Friday, March 23, 2012
Magnetic hard disks will soon be able to store one terabit (a trillion bits) per square inch. Seagate has demonstrated that landmark storage density using a new magnetic recording method that can cram 10 terabits, and perhaps even more, onto every inch of a standard 3.5-inch disk. Disks made with current technology can hold about 3 terabytes.
The technology, called heat-assisted magnetic recording, involves heating the magnetic regions on a disk that hold individual data bits, allowing those regions to be made tinier. Seagate says the method promises to keep increasing storage density, and it could lead to 60-terabyte hard drives.
"One of the most exciting things about heat-assisted magnetic recording is that it's in its infancy," says Ed Gage, principal technologist of heads and media R&D at Seagate.

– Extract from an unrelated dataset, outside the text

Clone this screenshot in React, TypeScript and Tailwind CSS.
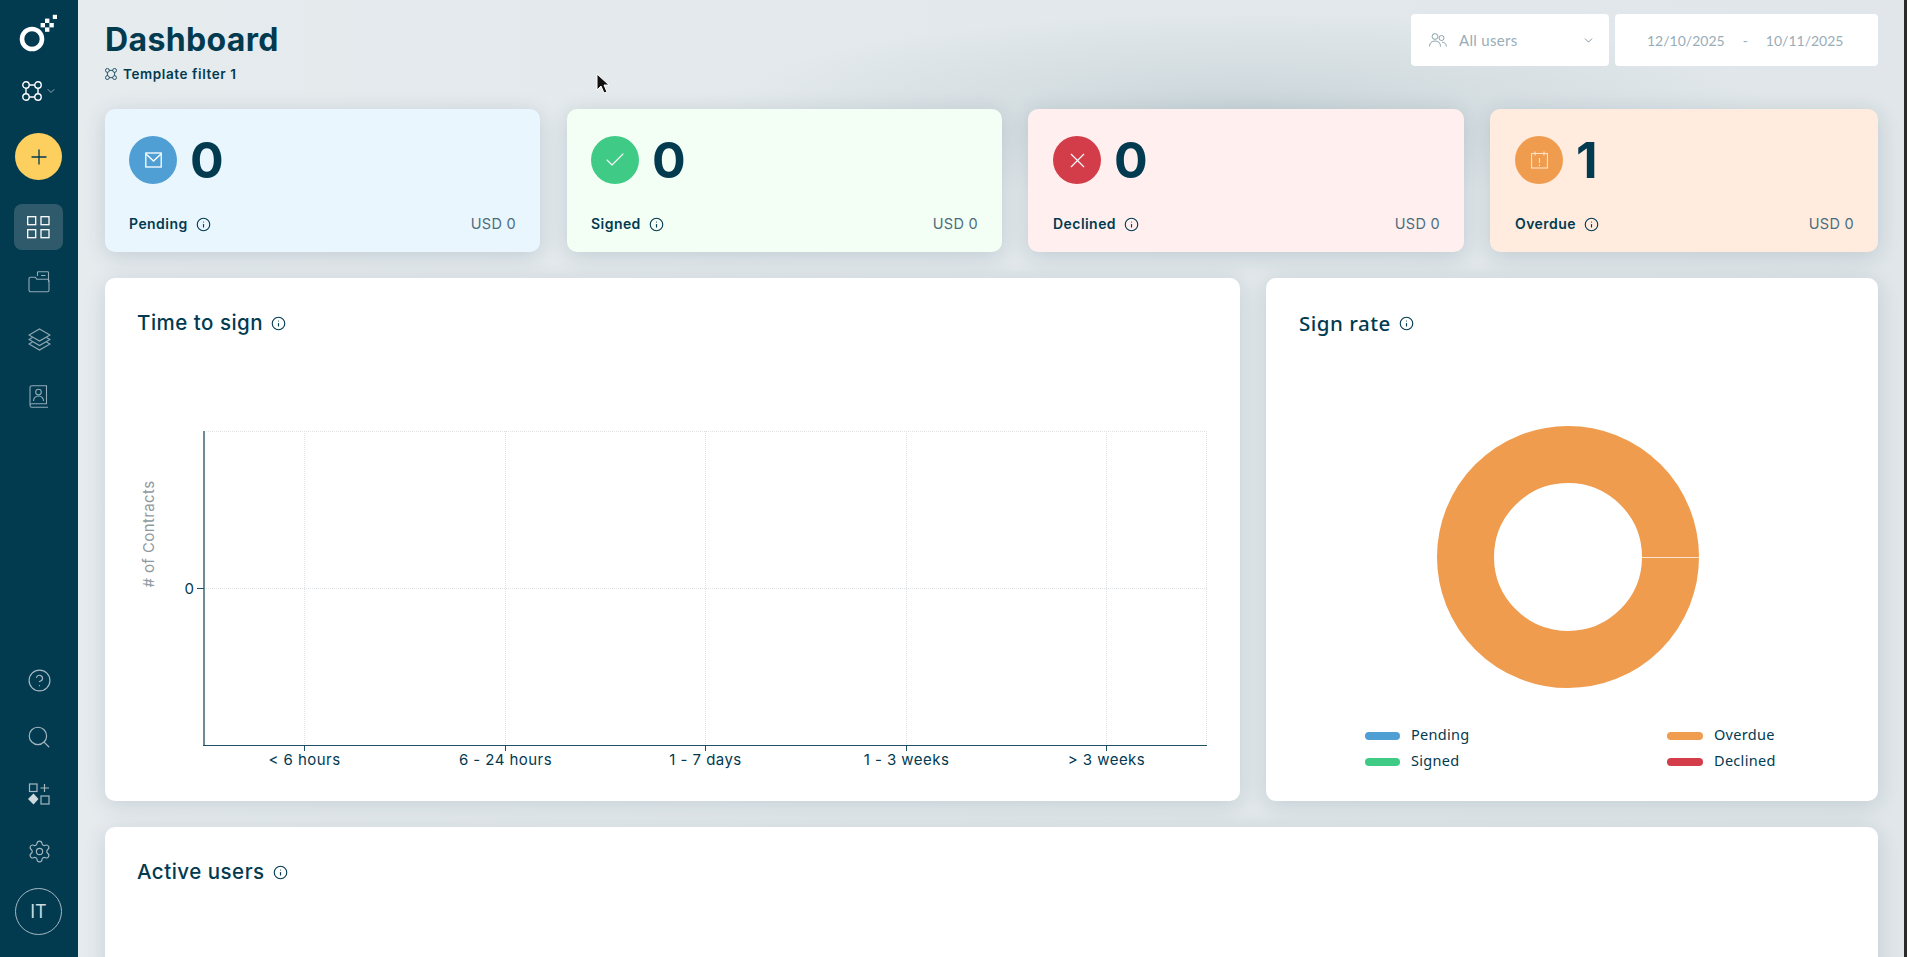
import { Check, ChevronDown, CircleHelp, Info, Plus, Search, Settings, X } from "lucide-react";
import type { ReactNode } from "react";

function Logo() {
  return (
    <svg width="44" height="40" viewBox="17 14 44 40" className="block">
      <circle cx="32" cy="39" r="10" fill="none" stroke="#fff" strokeWidth="4.6" />
      <rect x="52.8" y="14.8" width="4.2" height="4.2" fill="#fff" />
      <rect x="45" y="18.6" width="4.4" height="4.4" fill="#fff" />
      <rect x="40.6" y="23" width="4.4" height="4.4" fill="#fff" />
      <rect x="49.4" y="23" width="4.4" height="4.4" fill="#fff" />
      <rect x="45" y="27.4" width="4.4" height="4.4" fill="#fff" />
    </svg>
  );
}

function TemplateIcon({ size, color }: { size: number; color: string }) {
  return (
    <svg width={size} height={size} viewBox="0 0 20 20" fill="none" stroke={color} strokeWidth="1.4">
      <circle cx="4" cy="4" r="3.2" />
      <circle cx="16" cy="4" r="3.2" />
      <circle cx="4" cy="16" r="3.2" />
      <circle cx="16" cy="16" r="3.2" />
      <path d="M7.2 4h5.600M7.200 16h5.600M4 7.200v5.600M16 7.200v5.600" />
    </svg>
  );
}

function GridIcon() {
  return (
    <svg width="23" height="23" viewBox="0 0 23 23" fill="none" stroke="#fff" strokeWidth="1.3">
      <rect x="0.7" y="0.7" width="8" height="8" />
      <rect x="14" y="0.7" width="8" height="8" />
      <rect x="0.7" y="13.7" width="8" height="8" />
      <rect x="14" y="13.7" width="8" height="8" />
    </svg>
  );
}

function FolderIcon() {
  return (
    <svg width="22" height="22" viewBox="0 0 22 22" fill="none" stroke="#93abb6" strokeWidth="1.1">
      <path d="M9.500 5V1.500c0-.5.300-.8.800-.8h9.400c.5 0 .8.300.8.800V11" />
      <path d="M13 4.500h4.500" />
      <path d="M1 9V7.500c0-.8.500-1.300 1.300-1.300h5l1.500 2h10.900c.8 0 1.300.5 1.300 1.300v9.700c0 1-.6 1.600-1.500 1.600H2.800c-1.100 0-1.800-.7-1.800-1.800z" />
    </svg>
  );
}

function LayersIcon() {
  return (
    <svg width="23" height="23" viewBox="0 0 23 23" fill="none" stroke="#93abb6" strokeWidth="1.1">
      <path d="M11.500 1 22 7l-10.500 6L1 7z" />
      <path d="M4.500 9.500 1 11.500l10.500 6 10.500-6-3.500-2" />
      <path d="M4.500 14 1 16l10.500 6L22 16l-3.500-2" />
    </svg>
  );
}

function ContactIcon() {
  return (
    <svg width="20" height="23" viewBox="0 0 20 23" fill="none" stroke="#93abb6" strokeWidth="1.1">
      <path d="M3 .7h14.500v18H3c-1.200 0-2 .8-2 1.700V2.500C1 1.400 1.800.7 3 .7z" />
      <path d="M1 20.500c0 1 .8 1.800 2 1.800h16" />
      <circle cx="9.500" cy="7" r="2.800" />
      <path d="M4.500 16c0-3 2-5 5-5s5 2 5 5" />
    </svg>
  );
}

function WidgetsIcon() {
  return (
    <svg width="22" height="22" viewBox="0 0 22 22" fill="none" stroke="#a5b8c1" strokeWidth="1.2">
      <rect x="1.500" y="1" width="7.500" height="7.500" />
      <path d="M16.500 1v8M12.500 5h8.500" />
      <path d="M5.500 10.500 10.500 16l-5 5.500L0 16z" fill="#cfd9de" stroke="none" />
      <rect x="13" y="13" width="8" height="8" />
    </svg>
  );
}

function Envelope() {
  return (
    <svg width="17" height="16" viewBox="0 0 17 16" fill="none" stroke="#fff" strokeWidth="1.300">
      <rect x="0.800" y="1" width="15.400" height="14" />
      <path d="m1 2 7.500 7L16 2" />
    </svg>
  );
}

function CalendarAlert() {
  return (
    <svg width="17" height="18" viewBox="0 0 17 18" fill="none" stroke="#ffe2c4" strokeWidth="1.100">
      <rect x="0.600" y="2.500" width="15.800" height="14.500" />
      <path d="M4 .5v4M13 .5v4" />
      <path d="M8.500 7v5M8.500 13.500V15" />
    </svg>
  );
}

function UsersIcon() {
  return (
    <svg width="18" height="14" viewBox="0 0 18 14" fill="none" stroke="#7f98a5" strokeWidth="0.900">
      <circle cx="6" cy="3.500" r="2.900" />
      <path d="M.500 13.500c0-3.500 2-5.500 5.500-5.500s5.500 2 5.500 5.500" />
      <circle cx="12.500" cy="5" r="2.500" />
      <path d="M13 9.200c2.500 0 4.300 1.500 4.300 4.300" />
    </svg>
  );
}

function NavItem({ children, className }: { children: ReactNode; className: string }) {
  return <div className={`flex items-center justify-center ${className}`}>{children}</div>;
}

function StatCard({
  box,
  bg,
  circle,
  icon,
  value,
  label,
}: {
  box: string;
  bg: string;
  circle: string;
  icon: ReactNode;
  value: string;
  label: string;
}) {
  return (
    <div className={`${box} ${bg} h-[143px] rounded-[10px] pr-6 pt-[27px] shadow-[0_4px_22px_rgba(0,58,79,0.16)]`}>
      <div className="flex items-center gap-[13px]">
        <div className={`${circle} flex size-12 items-center justify-center rounded-full`}>{icon}</div>
        <span className="text-[50px] leading-12 font-bold text-[#023a50]">{value}</span>
      </div>
      <div className="mt-[28px] flex items-center justify-between text-[#023a50]">
        <div className="flex items-center gap-2">
          <span className="text-sm leading-6 font-semibold tracking-[0.45px]">{label}</span>
          <Info size={15} strokeWidth={1.800} />
        </div>
        <span className="text-[14.500px] leading-6 tracking-[0.3px] text-[#4c6d7e]">USD 0</span>
      </div>
    </div>
  );
}

function CardTitle({ children }: { children: string }) {
  return (
    <div className="flex h-6 items-center gap-2 pl-[33px] text-[20.500px] font-medium tracking-[0.5px] text-[#023a50]">
      <span className="-ml-px">{children}</span>
      <Info size={15} strokeWidth={1.800} className="mt-px" />
    </div>
  );
}

function TimeChart() {
  const grid = [199, 400, 600, 801, 1001];
  const labels = ["< 6 hours", "6 - 24 hours", "1 - 7 days", "1 - 3 weeks", "> 3 weeks"];
  return (
    <svg width="1135" height="466" viewBox="0 0 1135 466" className="block">
      <g stroke="#dfe3e6" strokeWidth="1" strokeDasharray="1 1">
        {grid.map((x) => (
          <line key={x} x1={x + 0.5} y1="96" x2={x + 0.5} y2="410" />
        ))}
        <line x1="99" y1="96.500" x2="1102" y2="96.500" />
        <line x1="99" y1="253.500" x2="1102" y2="253.500" />
        <line x1="1101.500" y1="96" x2="1101.500" y2="410" />
      </g>
      <line x1="99" y1="96" x2="99" y2="410" stroke="#6f8a99" strokeWidth="2" />
      <line x1="98" y1="410.500" x2="1102" y2="410.500" stroke="#1f4f63" strokeWidth="1" />
      <line x1="92" y1="253.500" x2="99" y2="253.500" stroke="#1f4f63" strokeWidth="1" />
      {grid.map((x, i) => (
        <g key={x}>
          <line x1={x + 0.5} y1="410" x2={x + 0.5} y2="416" stroke="#1f4f63" strokeWidth="1" />
          <text x={x + 0.5} y="430" textAnchor="middle" fontSize="15" letterSpacing="0.45" fill="#023a50">
            {labels[i]}
          </text>
        </g>
      ))}
      <text x="89" y="259" textAnchor="end" fontSize="15" fill="#023a50">
        0
      </text>
      <text
        transform="translate(49 199) rotate(-90)"
        textAnchor="middle"
        fontSize="15"
        letterSpacing="0.4"
        fill="#8f9a9f"
      >
        # of Contracts
      </text>
    </svg>
  );
}

function Donut() {
  return (
    <svg width="612" height="375" viewBox="0 0 612 375" className="block">
      <circle cx="302" cy="222" r="102.500" fill="none" stroke="#ef9c4f" strokeWidth="57" />
      <line x1="376" y1="222.500" x2="433" y2="222.500" stroke="#fbe4cd" strokeWidth="1" />
    </svg>
  );
}

function LegendItem({ color, label, width }: { color: string; label: string; width: string }) {
  return (
    <div className="flex h-5 items-center gap-[11px] text-[14.500px] tracking-[0.3px] text-[#023a50]">
      <span className={`${color} ${width} h-2 rounded-full`} />
      <span className="-mt-[3px] font-['Noto_Sans',sans-serif]">{label}</span>
    </div>
  );
}

export default function App() {
  return (
    <div className="flex h-[957px] overflow-hidden font-['Inter',sans-serif]">
      <aside className="flex w-[78px] shrink-0 flex-col items-center bg-[#023a50]">
        <NavItem className="mt-[14px] h-10">
          <Logo />
        </NavItem>
        <NavItem className="mt-[27px] h-5 gap-[3px]">
          <TemplateIcon size={20} color="#fff" />
          <ChevronDown size={12} strokeWidth={1.300} color="#dbe3e7" />
        </NavItem>
        <NavItem className="mt-[32px] mr-px size-[47px] rounded-full bg-[#fdcf5f]">
          <Plus size={24} strokeWidth={1.300} color="#023a50" />
        </NavItem>
        <NavItem className="mt-[24px] mr-px h-[46px] w-[49px] rounded-lg bg-[#2f5a6b]">
          <GridIcon />
        </NavItem>
        <NavItem className="mt-[20px] h-6">
          <FolderIcon />
        </NavItem>
        <NavItem className="mt-[33px] h-6">
          <LayersIcon />
        </NavItem>
        <NavItem className="mt-[33px] h-6">
          <ContactIcon />
        </NavItem>
        <div className="flex-1" />
        <NavItem className="h-6">
          <CircleHelp size={25} strokeWidth={1.150} color="#a5b8c1" />
        </NavItem>
        <NavItem className="mt-[33px] h-6">
          <Search size={26} strokeWidth={1.100} color="#a5b8c1" />
        </NavItem>
        <NavItem className="mt-[33px] h-6">
          <WidgetsIcon />
        </NavItem>
        <NavItem className="mt-[33px] h-6">
          <Settings size={25} strokeWidth={1.100} color="#a5b8c1" />
        </NavItem>
        <div className="mt-[25px] mr-px mb-[22px] flex size-[47px] items-center justify-center rounded-full border border-[#a5b8c1] text-[18px] text-[#cfd9de]">
          IT
        </div>
      </aside>

      <main className="relative flex flex-1 flex-col gap-[26px] bg-[radial-gradient(ellipse_520px_95px_at_1170px_108px,#cbd6da,transparent),linear-gradient(90deg,#e6ebee,#e2e8eb_55%,#e0e6e9)] pl-[27px] pr-[26px]">
        <header className="-mb-[26px] flex h-[109px] shrink-0 justify-between pt-[14px]">
          <div className="pt-2">
            <h1 className="text-[32px] leading-[36px] font-bold tracking-[0.35px] text-[#023a50]">Dashboard</h1>
            <div className="mt-[6px] flex items-center gap-[6px] text-[13.500px] font-semibold tracking-[0.6px] text-[#023a50]">
              <TemplateIcon size={12} color="#023a50" />
              <span>Template filter 1</span>
            </div>
          </div>
          <div className="flex h-[52px] gap-[6px] font-['Lato',sans-serif] text-[#98adb8]">
            <div className="flex w-[198px] items-center rounded-[4px] bg-white pl-[18px] pr-[14px] text-[15px]">
              <UsersIcon />
              <span className="ml-3 flex-1 tracking-[0.3px]">All users</span>
              <ChevronDown size={13} strokeWidth={1.300} color="#4c6d7e" />
            </div>
            <div className="flex w-[263px] items-center rounded-[4px] bg-white pl-[32px] text-[14px]">
              <span>12/10/2025</span>
              <span className="mx-[18px]">-</span>
              <span>10/11/2025</span>
            </div>
          </div>
        </header>

        <section className="flex shrink-0 gap-[26px]">
          <StatCard box="mr-px w-[435px] pl-6" bg="bg-[#e9f6fe]" circle="bg-[#4f9fd5]" icon={<Envelope />} value="0" label="Pending" />
          <StatCard
            box="w-[435px] pl-6"
            bg="bg-[#f3fff5]"
            circle="bg-[#3fcb86]"
            icon={<Check size={24} strokeWidth={1.100} color="#fff" />}
            value="0"
            label="Signed"
          />
          <StatCard
            box="w-[436px] pl-[25px]"
            bg="bg-[#fff0ef]"
            circle="bg-[#d33c49]"
            icon={<X size={25} strokeWidth={1.100} color="#fff" />}
            value="0"
            label="Declined"
          />
          <StatCard box="w-[388px] pl-[25px]" bg="bg-[#ffecdf]" circle="bg-[#ef9c4f]" icon={<CalendarAlert />} value="1" label="Overdue" />
        </section>

        <section className="flex shrink-0 gap-[26px]">
          <div className="h-[523px] w-[1135px] rounded-[10px] bg-white pt-[33px] shadow-[0_4px_22px_rgba(0,58,79,0.14)]">
            <CardTitle>Time to sign</CardTitle>
            <TimeChart />
          </div>
          <div className="h-[523px] w-[612px] rounded-[10px] bg-white pt-[33px] shadow-[0_4px_22px_rgba(0,58,79,0.14)]">
            <div className="pl-px font-['Noto_Sans',sans-serif]">
              <CardTitle>Sign rate</CardTitle>
            </div>
            <Donut />
            <div className="mt-4 grid grid-cols-[302px_1fr] gap-y-[6px] pl-[99px]">
              <LegendItem color="bg-[#4f9fd5]" label="Pending" width="w-[35px]" />
              <LegendItem color="bg-[#ef9c4f]" label="Overdue" width="w-[36px]" />
              <LegendItem color="bg-[#3fcb86]" label="Signed" width="w-[35px]" />
              <LegendItem color="bg-[#d33c49]" label="Declined" width="w-[36px]" />
            </div>
          </div>
        </section>

        <section className="h-[300px] shrink-0 rounded-[10px] bg-white pt-[33px] shadow-[0_4px_22px_rgba(0,58,79,0.14)]">
          <CardTitle>Active users</CardTitle>
        </section>

        <svg width="13" height="21" viewBox="0 0 13 21" className="absolute top-[73px] left-[518px]">
          <path d="M1 1v16l4-4 3 7 3-1-3-7h5z" fill="#111" stroke="#fff" strokeWidth="1" />
        </svg>
      </main>
      <div className="w-[3px] shrink-0 bg-[#2b2b2b]" />
    </div>
  );
}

The company is targeting 2015 for its first commercial product featuring the technology.
Today's hard disks are made of magnetic cobalt-platinum alloys. Each bit is stored on a tiny area with a magnetic field pointing in one of two opposite directions, denoting a binary digit 1 or 0. The smaller these magnetized areas are, the higher the density of the disk. When the areas get down to 25 nanometers to a square side (corresponding to 1 terabit per square inch), they become unstable, meaning that a small amount of heat can make them flip their magnetic field direction.
More-stable magnetic materials, such as iron-platinum alloys, are available, says Mark Kryder, an electrical and computer engineering professor at Carnegie Mellon University and previous CTO of Seagate. However, to write on them requires magnetic fields much larger than those conventional recording heads can produce. If, however, you heat the material, smaller magnetic fields will work. So heat-assisted recording involves heating iron-platinum disks with a short laser pulse when the head applies a magnetic field to write data.
That is exactly what Seagate has done. Three years ago they demonstrated 250 gigabits per square inch density using the technology. Since then, Gage says, they've made substantial improvements in two areas: the recording head and the iron-platinum medium.
The biggest issue with the new head is that it needs to focus light onto 25-nanometer-wide spots, which is tough with conventional lens-based optics. So Seagate uses a parabolic mirror that focuses light down to a quarter of its wavelength, making 100-nanometer spots. To tighten that even more, Seagate researchers use a tiny gold antenna that collects light and reemits it at a 30-nanometer spot. "It's a gold piece that has to be appropriately shaped," Gage says. "We've tried a number of different antenna shapes."
The iron-platinum medium poses its own difficulties. "You need a smooth platter, a very good granular microstructure," Gage says. "You have to be able to grow the right crystalline structure." Plus, he says, heat spreads in the magnetic material. "You have to build layers in there to control the way the heat flows laterally and vertically."
Seagate's demo shows that they have overcome these significant engineering challenges, Kryder says. "This is exciting news."
Right now, Seagate uses an external laser to shine light on the parabolic mirror. But Gage says they have already put a laser inside a recording head.
Nonetheless, Gage says, much more work is needed before Seagate has a commercial product: "Putting together the head, magnetic media, [electronic control circuits], and firmware and getting them into a hard drive is significant work."